Сам же я что такое, в самом деле? Чем являюсь я среди хаоса мятущихся стихий? Ничтожная песчинка, вскинутая ветром на хребет неподвижной скалы Вечности. Нет, я выражаюсь недостаточно правильно, несоответственно действительной моей натуре, какою я ощущаю её внутри себя, не гармонически с моей идейно-музыкальной сущностью в основе. Романьольские пастухи вкладывают в скважины и щели гор тоненькие Флейты. В непогоду, в бурю эти флейты поют. Бушующая стихия вырывается через них наружу неотчетливым звучанием, вибрирующими в воздухе фигурами, производящими впечатление музыкального чуда. Это звучание слышал в своё время Леонардо да Винчи. После Леонардо да Винчи заинтересовался этим явлением я один в целом мире. Однажды ночью, несясь из Чезены в Форли, я сквозь крутящуюся пыль увидел на горизонте одетую в мглистый туман гору. Ветер вихрился дымом над моей головой. Через несколько минут я услышал, в самом деле, звуковое чудо. Что-то неотчетливо рыдало в отдалении, клубились звуки без определенных очертаний – неясные и тревожные. Это скалы пели кругом тонкими голосками, которые казались трогательно-комическими на фоне вздыбившихся к небу громад. Господи, Боже мой, что же я такое в действительности, как не убогонькая флейта в извечной скале морали. Всё – тленно. Всё – прах. Одна только мораль не умрет и не упадет никогда.
Психея
Человеческая Психея распадается на три существенных части: интеллект, воля и чувство. Воля отражается в чувстве явлением, которое мы называем страстью. Интеллект отражается в чувстве различными эмоциями, включающими и так называемые эмоции эстетические. Само же чувство является лишь субъективным отражением всего того, что делается в душе.

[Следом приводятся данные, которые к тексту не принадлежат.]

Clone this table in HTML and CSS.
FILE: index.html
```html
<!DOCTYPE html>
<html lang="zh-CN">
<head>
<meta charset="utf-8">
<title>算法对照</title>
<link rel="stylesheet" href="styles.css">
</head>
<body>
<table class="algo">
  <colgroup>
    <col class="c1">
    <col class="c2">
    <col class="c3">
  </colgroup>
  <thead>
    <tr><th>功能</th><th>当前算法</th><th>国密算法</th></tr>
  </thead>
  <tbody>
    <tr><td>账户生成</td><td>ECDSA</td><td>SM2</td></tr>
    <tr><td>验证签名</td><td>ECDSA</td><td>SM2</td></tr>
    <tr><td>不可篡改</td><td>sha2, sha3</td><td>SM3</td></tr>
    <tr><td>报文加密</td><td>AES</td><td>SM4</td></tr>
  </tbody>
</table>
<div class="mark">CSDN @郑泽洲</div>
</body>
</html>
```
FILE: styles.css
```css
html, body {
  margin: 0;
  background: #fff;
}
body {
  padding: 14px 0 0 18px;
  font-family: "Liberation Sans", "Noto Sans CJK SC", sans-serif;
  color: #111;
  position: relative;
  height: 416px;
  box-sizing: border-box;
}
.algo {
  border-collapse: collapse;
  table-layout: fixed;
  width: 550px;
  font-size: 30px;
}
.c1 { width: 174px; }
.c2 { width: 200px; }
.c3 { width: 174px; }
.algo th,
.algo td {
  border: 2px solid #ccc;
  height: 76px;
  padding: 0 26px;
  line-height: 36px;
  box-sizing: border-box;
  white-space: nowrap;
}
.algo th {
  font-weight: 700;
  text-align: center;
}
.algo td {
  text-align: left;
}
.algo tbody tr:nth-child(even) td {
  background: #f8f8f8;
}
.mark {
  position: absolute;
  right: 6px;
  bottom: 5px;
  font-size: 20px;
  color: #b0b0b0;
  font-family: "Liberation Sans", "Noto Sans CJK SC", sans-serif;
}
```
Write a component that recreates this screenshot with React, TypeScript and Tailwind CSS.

Так учит нас школьная психология. Если перевести общепринятую терминологию на язык философских идей, то мы могли бы классифицировать эти феномены следующим образом. В центре душевной жизни находится воля. В своём первоначальном проявлении она сливается с апперцепцией. Восприятие становится осознанным и приходит в действие интеллект. Та же воля в дальнейших своих выражениях, на более высоких ступенях своей эволюции, порождает человеческие страсти. Воля глядит вовне. Тут лицо души, обращенной к миру. Страсти же кипят внутри человека. Вот почему и можно сказать, что страсть является внутренней интимной формой волевой апперцепции. Вообще все чувства, все переживаемые нами эмоции представляются лишь субъективными отражениями двух объективных факторов – интеллекта и воли, в их постоянных и сложнейших взаимодействиях. Вся Психея зиждется на водной стихии чувств.
Нельзя представить себе ни одного акта душевной жизни, ни одного факта внешнего мира, коснувшегося так или иначе Психеи, при которых интеллект и воля не присутствовали бы одновременно, переливаясь один в другую и возбуждая кипение разнородных страстей и чувствований. Мыслитель занят отысканием истины. Но самый процесс его умственной работы пронизан непрерывными эмоциями и руководим ни на секунду не замирающей волей. Так называемая интуиция в познавательном процессе тут и гнездится светящимся фонариком неосознанных предчувствий и догадок. Взять хотя бы для примера чистейший случай отвлеченного мышления, какой представляет собою философская система Спинозы. «Этика» его написана по геометрическому методу. Одна теорема вытекает из другой с логическою последовательностью. Это какая-то бесконечная хрустальная цепь силлогизмов, без промежуточных пустот и эмоциональных кейфов. Окраски как будто никакой на хрустальной чистоте мысли. А между тем в основе тут лежит титаническая по силе волевая апперцепция, с сопутствующей ей интеллектуальной страстью, что и ощущается на последних страницах «Этики». Этот гимн пантеистическому богу в терминах интеллекта производит неизгладимое впечатление на читателя. Вдруг вы окутаны атмосферой человеческой Психеи на почти недосягаемой пустынной Альпийской высоте.